The tablet on which our new version of the Deluge is inscribed was excavated at Nippur during the third Babylonian expedition sent out by the University of Pennsylvania; but it was not until the summer of 1912 that its contents were identified, when the several fragments of which it was composed were assembled and put together. It is a large document, containing six columns of writing, three on each side; but unfortunately only the lower half has been recovered, so that considerable gaps occur in the text.(1) The sharp edges of the broken surface, however, suggest that it was damaged after removal from the soil, and the possibility remains that some of the missing fragments may yet be recovered either at Pennsylvania or in the Museum at Constantinople. As it is not dated, its age must be determined mainly by the character of its script. A close examination of the writing suggests that it can hardly have been inscribed as late as the Kassite Dynasty, since two or three signs exhibit more archaic forms than occur on any tablets of that period;(2) and such linguistic corruptions as have been noted in its text may well be accounted for by the process of decay which must have already affected the Sumerian language at the time of the later kings of Nisin. Moreover, the tablet bears a close resemblance to one of the newly published copies of the Sumerian Dynastic List from Nippur;(3) for both are of the same shape and composed of the same reddish-brown clay, and both show the same peculiarities of writing. The two tablets in fact appear to have been written by the same hand, and as that copy of the Dynastic List was probably drawn up before the latter half of the First Dynasty of Babylon, we may assign the same approximate date for the writing of our text. This of course only fixes a lower limit for the age of the myth which it enshrines.

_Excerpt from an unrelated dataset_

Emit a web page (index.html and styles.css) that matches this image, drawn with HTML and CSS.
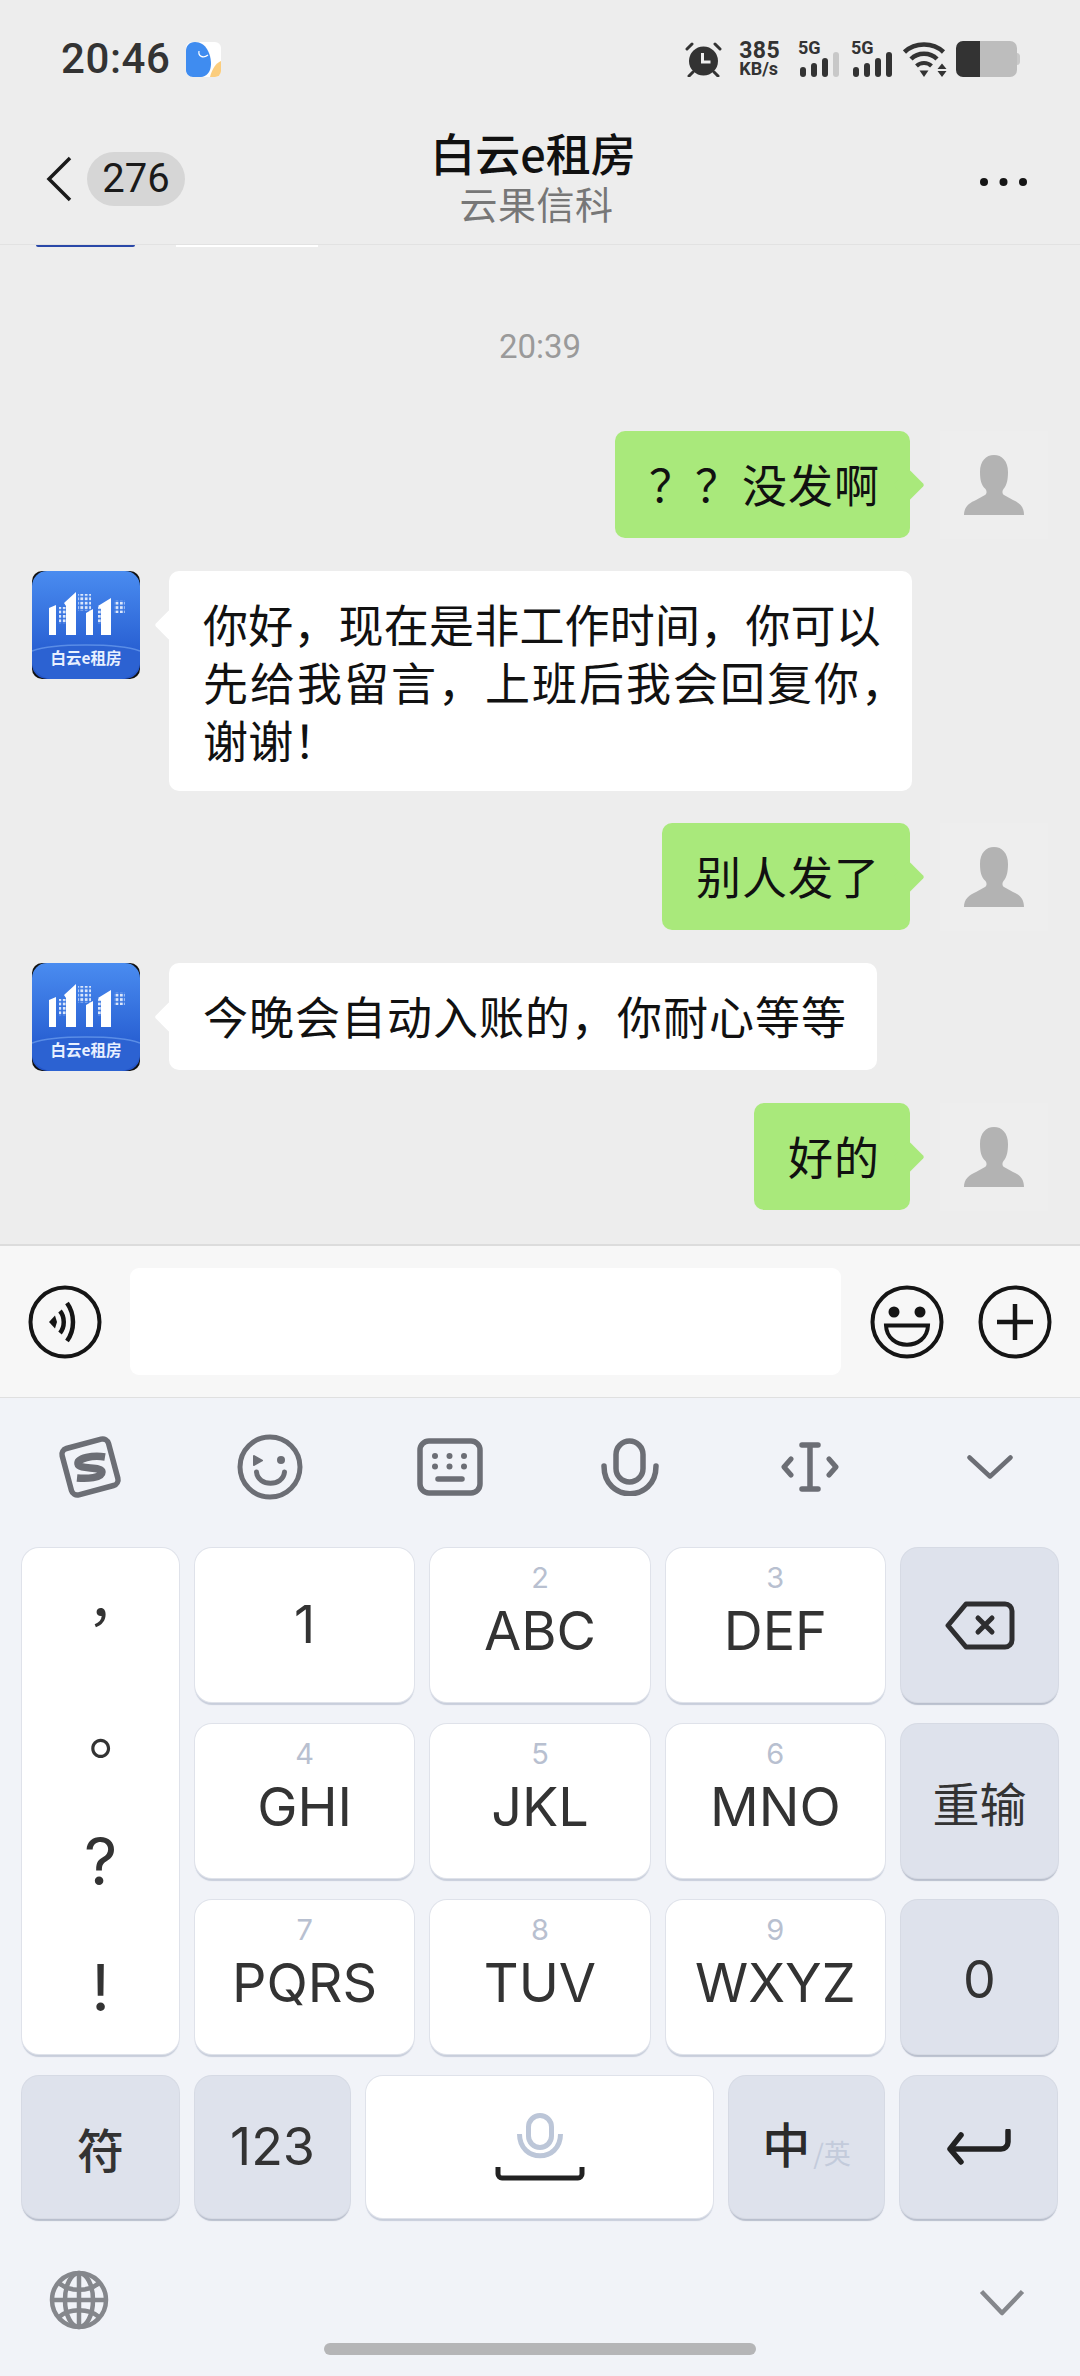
FILE: index.html
```html
<!DOCTYPE html>
<html lang="zh-CN">
<head>
<meta charset="utf-8">
<title>白云e租房</title>
<link rel="stylesheet" href="styles.css">
</head>
<body>
<svg class="defs" width="0" height="0" aria-hidden="true">
  <defs>
    <linearGradient id="logoGrad" x1="0" y1="0" x2="0" y2="1">
      <stop offset="0" stop-color="#4a8cf0"/>
      <stop offset="0.7" stop-color="#2a62d4"/>
      <stop offset="1" stop-color="#2353c6"/>
    </linearGradient>
    <pattern id="logoDots" width="4.400" height="4.400" patternUnits="userSpaceOnUse">
      <rect width="2.800" height="2.800" fill="#dbe7fb"/>
    </pattern>
  </defs>
  <symbol id="person" viewBox="0 0 108 108">
    <path fill="#b3b3b3" d="M24 84c0-8 5-12 12-15l9-5c2-1.500 2-4 .5-6C41 54 40 48 40 41c0-11 6-17 14-17s14 6 14 17c0 7-1 13-4.500 17-1.500 2-1.500 4.500.5 6l9 5c7 3 11 7 11 15z"/>
  </symbol>
  <symbol id="logo" viewBox="0 0 108 108">
    <rect width="108" height="108" fill="#111" rx="10"/>
    <rect width="108" height="108" rx="15" fill="url(#logoGrad)"/>
    <path d="M0 80C22 72 86 72 108 80V90C108 100 100 106 90 108H18C8 106 0 100 0 90Z" fill="#2c62d2"/>
    <path d="M0 80C22 72 86 72 108 80" fill="none" stroke="#5a8de6" stroke-width="1.500"/>
    <rect x="27" y="36" width="13" height="17" fill="url(#logoDots)"/>
    <rect x="46" y="23" width="13" height="17" fill="url(#logoDots)"/>
    <rect x="65" y="36" width="13" height="17" fill="url(#logoDots)"/>
    <rect x="82" y="29" width="11" height="13" fill="url(#logoDots)"/>
    <g fill="#fff">
      <path d="M17 37l7-3v30h-7z"/>
      <path d="M32 32l12-11v43H34V35z"/>
      <path d="M54 42l7-4v26h-7z"/>
      <path d="M66 35l13-8v37H69V38z"/>
    </g>
    <text class="logo-text" x="54" y="93" text-anchor="middle">白云e租房</text>
  </symbol>
</svg>

<div class="phone">
  <header class="top">
    <div class="status">
      <span class="clock">20:46</span>
      <svg class="app-dot" viewBox="0 0 35 35">
        <rect width="35" height="35" rx="6" fill="#fff"/>
        <path d="M35 19C30 21 26 27 24 35H29A6 6 0 0 0 35 29Z" fill="#fbcd7d"/>
        <path d="M9 0C3 0 0 4 0 9V28C0 32 3 35 7 35H15C20 35 25 30 25 22 25 12 20 0 9 0Z" fill="#3f8cf0"/>
        <path d="M13 9C12 14 17 17 22 13" fill="none" stroke="#fff" stroke-width="1.200"/>
      </svg>
      <div class="status-right">
        <svg class="alarm" viewBox="0 0 37 36">
          <circle cx="18.500" cy="20" r="14.500" fill="#333"/>
          <path d="M17.500 12v9h8" fill="none" stroke="#f0f0f0" stroke-width="3"/>
          <path d="M2 8l5-5M35 8l-5-5M4 35l4-4M33 35l-4-4" stroke="#333" stroke-width="3" stroke-linecap="round"/>
        </svg>
        <div class="speed"><span class="speed-n">385</span><span class="speed-u">KB/s</span></div>
        <div class="sig">
          <span class="sig-t">5G</span>
          <svg class="bars" viewBox="0 0 40 25">
            <rect x="0" y="15" width="6" height="10" rx="3" fill="#333"/>
            <rect x="11" y="11" width="6" height="14" rx="3" fill="#333"/>
            <rect x="22" y="6" width="6" height="19" rx="3" fill="#333"/>
            <rect x="33" y="0" width="6" height="25" rx="3" fill="#c8c8c8"/>
          </svg>
        </div>
        <div class="sig">
          <span class="sig-t">5G</span>
          <svg class="bars" viewBox="0 0 40 25">
            <rect x="0" y="15" width="6" height="10" rx="3" fill="#333"/>
            <rect x="11" y="11" width="6" height="14" rx="3" fill="#333"/>
            <rect x="22" y="6" width="6" height="19" rx="3" fill="#333"/>
            <rect x="33" y="0" width="6" height="25" rx="3" fill="#333"/>
          </svg>
        </div>
        <svg class="wifi" viewBox="0 0 44 36">
          <g fill="none" stroke="#333" stroke-width="4.500">
            <path d="M1.500 11C12 1 30 1 40.500 11"/>
            <path d="M8 18C15 11 27 11 34 18"/>
            <path d="M13.500 25C17.500 21 24.500 21 28.500 25" stroke-width="4"/>
          </g>
          <path d="M16.500 29.500h9L21 36z" fill="#333"/>
          <path d="M39 22.500l4.500 5.500h-9zM39 36l-4.500-6h9z" fill="#333"/>
        </svg>
        <svg class="battery" viewBox="0 0 64 36">
          <path d="M24 0H54A7 7 0 0 1 61 7V29A7 7 0 0 1 54 36H24Z" fill="#bdbdbd"/>
          <path d="M7 0H24V36H7A7 7 0 0 1 0 29V7A7 7 0 0 1 7 0Z" fill="#333"/>
          <path d="M61 12C63 12 64 14 64 15V21C64 22 63 24 61 24Z" fill="#c8c8c8"/>
        </svg>
      </div>
    </div>
    <nav class="nav">
      <div class="nav-left">
        <svg class="back" viewBox="0 0 26 46"><path d="M24 2L3 23L24 44" fill="none" stroke="#1a1a1a" stroke-width="3.500"/></svg>
        <span class="badge">276</span>
      </div>
      <div class="nav-title">
        <div class="title">白云e租房</div>
        <div class="subtitle">云果信科</div>
      </div>
      <div class="nav-right">
        <svg class="more" viewBox="0 0 47 8"><circle cx="4" cy="4" r="4"/><circle cx="23.500" cy="4" r="4"/><circle cx="43" cy="4" r="4"/></svg>
      </div>
    </nav>
  </header>

  <main class="chat">
    <div class="peek"><span class="peek-a"></span><span class="peek-b"></span></div>
    <div class="time">20:39</div>
    <div class="msgs">
      <div class="msg me">
        <div class="bubble green">？？ 没发啊</div>
        <svg class="avatar ghost"><use href="#person"/></svg>
      </div>
      <div class="msg them">
        <svg class="avatar"><use href="#logo"/></svg>
        <div class="bubble white wide"><span class="ls0">你好，现在是非工作时间，你可以</span><br><span class="ls2">先给我留言，上班后我会回复你，</span><br><span class="ls0">谢谢！</span></div>
      </div>
      <div class="msg me">
        <div class="bubble green">别人发了</div>
        <svg class="avatar ghost"><use href="#person"/></svg>
      </div>
      <div class="msg them">
        <svg class="avatar"><use href="#logo"/></svg>
        <div class="bubble white">今晚会自动入账的，你耐心等等</div>
      </div>
      <div class="msg me">
        <div class="bubble green">好的</div>
        <svg class="avatar ghost"><use href="#person"/></svg>
      </div>
    </div>
  </main>

  <section class="inputbar">
    <svg class="circle-ic" viewBox="0 0 76 76">
      <circle cx="38" cy="38" r="34.500" fill="none" stroke="#151515" stroke-width="4"/>
      <path d="M22 38l6-6.500 2 6.500-2 6.500z" fill="#151515"/>
      <path d="M33 27c5 6 5 16 0 22" fill="none" stroke="#151515" stroke-width="4.500"/>
      <path d="M40 19c8 11 8 27 0 38" fill="none" stroke="#151515" stroke-width="4.500"/>
    </svg>
    <div class="field"></div>
    <svg class="circle-ic ic-smile" viewBox="0 0 76 76">
      <circle cx="38" cy="38" r="34.500" fill="none" stroke="#151515" stroke-width="4"/>
      <circle cx="25" cy="28" r="5.500" fill="#151515"/>
      <circle cx="51" cy="28" r="5.500" fill="#151515"/>
      <path d="M17 41.500H59C58 67 18 67 17 41.500Z" fill="none" stroke="#151515" stroke-width="4"/>
    </svg>
    <svg class="circle-ic ic-plus" viewBox="0 0 76 76">
      <circle cx="38" cy="38" r="34.500" fill="none" stroke="#151515" stroke-width="4"/>
      <path d="M20 38H56M38 20V56" stroke="#151515" stroke-width="4.500"/>
    </svg>
  </section>

  <section class="keyboard">
    <div class="kb-tools">
      <svg class="tool t66" viewBox="0 0 66 66">
        <rect x="9" y="9" width="48" height="48" rx="6" transform="rotate(-15 33 33)" fill="none" stroke="#6c6e75" stroke-width="5.500"/>
        <path d="M48 23C36 21 20 24 21 30C22 36 45 32 45 38C45 44 30 45 20 44" fill="none" stroke="#6c6e75" stroke-width="7.500"/>
      </svg>
      <svg class="tool t66" viewBox="0 0 66 66">
        <circle cx="33" cy="33" r="30" fill="none" stroke="#6c6e75" stroke-width="5"/>
        <path d="M17 22L25 26.500L17 31Z" fill="#6c6e75" stroke="#6c6e75" stroke-width="2" stroke-linejoin="round"/>
        <circle cx="44" cy="26" r="4" fill="#6c6e75"/>
        <path d="M19.500 38C21 53 46 53 47.500 38" fill="none" stroke="#6c6e75" stroke-width="5" stroke-linecap="round"/>
      </svg>
      <svg class="tool t66x58" viewBox="0 0 66 58">
        <rect x="3" y="3" width="60" height="52" rx="9" fill="none" stroke="#6c6e75" stroke-width="5.500"/>
        <g fill="#6c6e75"><circle cx="18" cy="18" r="3"/><circle cx="32.500" cy="18" r="3"/><circle cx="47" cy="18" r="3"/><circle cx="18" cy="28.500" r="3"/><circle cx="32.500" cy="28.500" r="3"/><circle cx="47" cy="28.500" r="3"/></g>
        <path d="M21 41H45" stroke="#6c6e75" stroke-width="5.500" stroke-linecap="round"/>
      </svg>
      <svg class="tool t58" viewBox="0 0 58 58">
        <rect x="15" y="3" width="27" height="41" rx="13.500" fill="none" stroke="#6c6e75" stroke-width="5.500"/>
        <path d="M3 28C3 65 55 65 55 28" fill="none" stroke="#6c6e75" stroke-width="5.500" stroke-linecap="round"/>
      </svg>
      <svg class="tool t58x50" viewBox="0 0 58 50">
        <path d="M29 3V47M21 3H37M21 47H37" fill="none" stroke="#6c6e75" stroke-width="5.500" stroke-linecap="round"/>
        <path d="M10 17L3 25L10 33M48 17L55 25L48 33" fill="none" stroke="#6c6e75" stroke-width="5" stroke-linecap="round" stroke-linejoin="round"/>
      </svg>
      <svg class="tool t46" viewBox="0 0 46 24">
        <path d="M2.500 2.500L23 21.500L43.500 2.500" fill="none" stroke="#6c6e75" stroke-width="4.500" stroke-linecap="round" stroke-linejoin="round"/>
      </svg>
    </div>

    <div class="keys">
      <div class="key punct">
        <span class="p p-comma">，</span>
        <span class="p p-dot">。</span>
        <span class="p p-q">?</span>
        <span class="p p-ex">!</span>
      </div>
      <div class="key"><span class="solo">1</span></div>
      <div class="key col"><span class="hint">2</span><span class="label">ABC</span></div>
      <div class="key col"><span class="hint">3</span><span class="label">DEF</span></div>
      <div class="key fn">
        <svg class="ic-back" viewBox="0 0 70 49">
          <path d="M21 3H60A7 7 0 0 1 67 10V39A7 7 0 0 1 60 46H21L3 24.500Z" fill="none" stroke="#2e2e30" stroke-width="5" stroke-linejoin="round"/>
          <path d="M33 17L47 31M47 17L33 31" stroke="#2e2e30" stroke-width="5" stroke-linecap="round"/>
        </svg>
      </div>
      <div class="key col"><span class="hint">4</span><span class="label">GHI</span></div>
      <div class="key col"><span class="hint">5</span><span class="label">JKL</span></div>
      <div class="key col"><span class="hint">6</span><span class="label">MNO</span></div>
      <div class="key fn"><span class="cjk-key">重输</span></div>
      <div class="key col"><span class="hint">7</span><span class="label">PQRS</span></div>
      <div class="key col"><span class="hint">8</span><span class="label">TUV</span></div>
      <div class="key col"><span class="hint">9</span><span class="label">WXYZ</span></div>
      <div class="key fn"><span class="solo zero">0</span></div>
    </div>

    <div class="keys-bottom">
      <div class="key fn w157"><span class="cjk-key sym">符</span></div>
      <div class="key fn w155"><span class="solo">123</span></div>
      <div class="key space">
        <svg class="space-mic" viewBox="0 0 46 46">
          <rect x="11.500" y="2.500" width="23" height="32" rx="11.500" fill="none" stroke="#bcc6d8" stroke-width="5"/>
          <path d="M2.500 21C2.500 50 43.500 50 43.500 21" fill="none" stroke="#bcc6d8" stroke-width="5"/>
        </svg>
        <svg class="space-bar" viewBox="0 0 90 14">
          <path d="M3 0V7A4 4 0 0 0 7 11H83A4 4 0 0 0 87 7V0" fill="none" stroke="#222" stroke-width="5"/>
        </svg>
      </div>
      <div class="key fn w155 lang"><span class="lang-a">中</span><span class="lang-b">/ 英</span></div>
      <div class="key fn w157">
        <svg class="ic-enter" viewBox="0 0 66 36">
          <path d="M62 2V13A7 7 0 0 1 55 20H6" fill="none" stroke="#222" stroke-width="5.500" stroke-linecap="round"/>
          <path d="M15 6L4 20L15 33" fill="none" stroke="#222" stroke-width="5.500" stroke-linecap="round" stroke-linejoin="round"/>
        </svg>
      </div>
    </div>

    <div class="kb-foot">
      <svg class="globe" viewBox="0 0 60 60">
        <g fill="none" stroke="#85878c" stroke-width="4.500">
          <circle cx="30" cy="30" r="27"/>
          <path d="M3 30H57M30 3V57"/>
          <ellipse cx="30" cy="30" rx="14" ry="27"/>
          <path d="M10 13C20 22 40 22 50 13M10 47C20 38 40 38 50 47"/>
        </g>
      </svg>
      <svg class="foot-chev" viewBox="0 0 46 28">
        <path d="M2.500 2.500L23 24L43.500 2.500" fill="none" stroke="#85878c" stroke-width="4.500" stroke-linejoin="round"/>
      </svg>
    </div>
    <div class="home"></div>
  </section>
</div>
</body>
</html>
```

FILE: styles.css
```css
* { box-sizing: border-box; }
html, body { margin: 0; padding: 0; }
body {
  width: 1080px;
  height: 2376px;
  overflow: hidden;
  font-family: Roboto, "Noto Sans CJK SC", sans-serif;
  background: #ededed;
}
.defs { position: absolute; }
.logo-text {
  font: 700 15.5px "Noto Sans CJK SC", sans-serif;
  fill: #e8f0ff;
}
.phone { display: flex; flex-direction: column; width: 1080px; height: 2376px; }

/* header */
.top { background: #ededed; height: 245px; flex: none; }
.status { display: flex; align-items: center; height: 116px; padding: 2px 60px 0 61px; }
.clock { font: 500 42px/1 Roboto, sans-serif; color: #333; letter-spacing: .6px; }
.app-dot { width: 35px; height: 35px; margin-left: 15px; }
.status-right { display: flex; align-items: center; margin-left: auto; }
.alarm { width: 37px; height: 36px; }
.speed { display: flex; flex-direction: column; margin-left: 17px; color: #333; font-family: Roboto, sans-serif; font-weight: 700; }
.speed-n { font-size: 23px; line-height: 20px; letter-spacing: .4px; }
.speed-u { font-size: 18px; line-height: 16px; }
.sig { display: flex; flex-direction: column; width: 40px; margin-left: 20px; color: #333; }
.sig + .sig { margin-left: 13px; }
.sig-t { font: 700 18px/14px Roboto, sans-serif; margin-left: -2px; }
.bars { width: 40px; height: 25px; margin-top: -3px; display: block; }
.wifi { width: 44px; height: 36px; margin-left: 10px; }
.battery { width: 64px; height: 36px; margin-left: 9px; }

.nav { display: grid; grid-template-columns: 1fr auto 1fr; align-items: center; height: 129px; padding: 0 53px 0 46px; border-bottom: 1px solid #e2e2e2; }
.nav-left { display: flex; align-items: center; gap: 15px; margin-top: -3px; }
.back { width: 26px; height: 46px; }
.badge { display: flex; align-items: center; justify-content: center; width: 98px; height: 54px; border-radius: 27px; background: #d6d6d6; font: 400 40px/1 Roboto, sans-serif; color: #1a1a1a; }
.nav-title { text-align: center; margin-top: -9px; }
.title { font: 500 45px/50px "Noto Sans CJK SC", sans-serif; color: #111; margin-right: 7px; }
.subtitle { font: 400 38px/42px "Noto Sans CJK SC", sans-serif; color: #777; letter-spacing: .5px; margin-top: 4px; }
.nav-right { display: flex; justify-content: flex-end; }
.more { width: 47px; height: 8px; fill: #151515; margin-top: 3px; }

/* chat */
.chat { flex: none; height: 999px; overflow: hidden; display: flex; flex-direction: column; }
.peek { display: flex; height: 2px; flex: none; padding-left: 36px; gap: 41px; }
.peek-a { width: 99px; background: #2a48a8; border-radius: 0 0 8px 8px; }
.peek-b { width: 142px; background: #fff; }
.time { margin-top: 80px; text-align: center; font: 400 33px/40px Roboto, sans-serif; color: #9a9a9a; }
.msgs { display: flex; flex-direction: column; gap: 32px; margin-top: 64px; padding: 0 32px; }
.msg { display: flex; align-items: flex-start; }
.msg.me { justify-content: flex-end; gap: 30px; }
.msg.them { gap: 29px; }
.avatar { width: 108px; height: 108px; flex: none; }
.ghost { background: #eeeeee; }
.bubble {
  position: relative;
  min-height: 107px;
  padding: 24px 30px 22px 34px;
  border-radius: 10px;
  font: 400 45px/58px "Noto Sans CJK SC", sans-serif;
  letter-spacing: 1px;
  word-spacing: -10px;
  color: #111;
}
.bubble.wide { padding-right: 4px; }
.ls0 { letter-spacing: .2px; }
.ls2 { letter-spacing: 2px; }
.bubble::after {
  content: "";
  position: absolute;
  top: 43px;
  width: 22px;
  height: 22px;
  transform: rotate(45deg);
  border-radius: 2px;
}
.green { background: #a9e97b; }
.green::after { background: #a9e97b; right: -10px; }
.white { background: #fff; }
.white::after { background: #fff; left: -10px; }

/* input */
.inputbar {
  flex: none;
  display: flex;
  align-items: center;
  height: 154px;
  padding: 0 27px;
  background: #f7f7f7;
  border-top: 2px solid #dcdcdc;
  border-bottom: 1px solid #e0e0e0;
}
.circle-ic { width: 76px; height: 76px; flex: none; }
.field { width: 711px; height: 107px; margin-left: 27px; background: #fff; border-radius: 9px; }
.ic-smile { margin-left: 28px; }
.ic-plus { margin-left: 32px; }

/* keyboard */
.keyboard { flex: 1; background: #f1f3f8; }
.kb-tools { display: grid; grid-template-columns: repeat(6, 180px); place-items: center; height: 138px; margin-bottom: 12px; }
.t66 { width: 66px; height: 66px; }
.t66x58 { width: 66px; height: 58px; }
.t58 { width: 58px; height: 58px; }
.t58x50 { width: 58px; height: 50px; }
.t46 { width: 46px; height: 24px; }

.keys { display: grid; grid-template-columns: 157px 1fr 1fr 1fr 157px; grid-template-rows: repeat(3, 154px); gap: 22px 16px; padding: 0 22px; }
.key {
  display: flex;
  align-items: center;
  justify-content: center;
  background: #fff;
  border-radius: 17px;
  box-shadow: 0 0 0 1px #dfe2ea, 0 3px 1px #c8cedb;
  color: #333;
}
.key.fn { background: #dee2ec; box-shadow: 0 0 0 1px #d6dae4, 0 3px 1px #b9bfcd; }
.key.col { flex-direction: column; justify-content: flex-start; padding-top: 15px; gap: 12px; }
.hint { font: 400 29px/30px Inter, sans-serif; color: #b8c0d0; }
.label { font: 400 54px/52px Inter, sans-serif; }
.solo { font: 400 52px/1 Inter, sans-serif; }
.zero { margin-top: 5px; }
.cjk-key { font: 400 47px/1 "Noto Sans CJK SC", sans-serif; }
.sym { font-weight: 500; }

.punct { grid-row: 1 / span 3; flex-direction: column; justify-content: flex-start; }
.p { display: block; height: 126px; width: 100%; text-align: center; }
.p-comma { font: 400 56px/130px "Noto Sans CJK TC", sans-serif; height: 134px; }
.p-dot { font: 400 62px/126px "Noto Sans CJK TC", sans-serif; height: 112px; }
.p-q { font: 400 65px/136px Inter, sans-serif; height: 124px; }
.p-ex { font: 400 65px/140px Inter, sans-serif; }

.keys-bottom { display: flex; gap: 16px; height: 142px; margin-top: 22px; padding: 0 22px; }
.w157 { width: 157px; flex: none; }
.w155 { width: 155px; flex: none; }
.space { width: 347px; flex: none; flex-direction: column; gap: 8px; }
.ic-back { width: 70px; height: 49px; margin-left: 2px; }
.ic-enter { width: 66px; height: 36px; }
.space-mic { width: 46px; height: 46px; }
.space-bar { width: 90px; height: 14px; }
.lang { gap: 3px; }
.lang-a { font: 500 48px/1 "Noto Sans CJK SC", sans-serif; color: #2b2b2b; margin-top: -10px; }
.lang-b { font: 400 27px/1 "Noto Sans CJK SC", sans-serif; color: #c3cbdb; margin-top: 10px; white-space: nowrap; word-spacing: -6px; }

.kb-foot { display: flex; justify-content: space-between; align-items: center; height: 60px; margin-top: 52px; padding: 0 55px 0 49px; }
.globe { width: 60px; height: 60px; }
.foot-chev { width: 46px; height: 28px; margin-top: 6px; }
.home { width: 432px; height: 12px; margin: 13px auto 0; border-radius: 6px; background: #b5b5b7; }
```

(1) The breadth of the tablet is 5 5/8 in., and it
originally measured about 7 in. in length from top to
bottom; but only about one-third of its inscribed surface is
preserved.
(2) Cf. Poebel, Hist. Texts, pp. 66 ff.
(3) No. 5.
That the composition is in the form of a poem may be seen at a glance from the external appearance of the tablet, the division of many of the lines and the blank spaces frequently left between the sign-groups being due to the rhythmical character of the text. The style of the poetry may be simple and abrupt, but it exhibits a familiar feature of both Semitic-Babylonian and Hebrew poetry, in its constant employment of partial repetition or paraphrase in parallel lines. The story it tells is very primitive and in many respects unlike the Babylonian Versions of the Deluge which we already possess. Perhaps its most striking peculiarity is the setting of the story, which opens with a record of the creation of man and animals, goes on to tell how the first cities were built, and ends with a version of the Deluge, which is thus recounted in its relation to the Sumerian history of the world. This literary connexion between the Creation and Deluge narratives is of unusual interest, in view of the age of our text. In the Babylonian Versions hitherto known they are included in separate epics with quite different contexts. Here they are recounted together in a single document, much as they probably were in the history of Berossus and as we find them in the present form of the Book of Genesis. This fact will open up some interesting problems when we attempt to trace the literary descent of the tradition.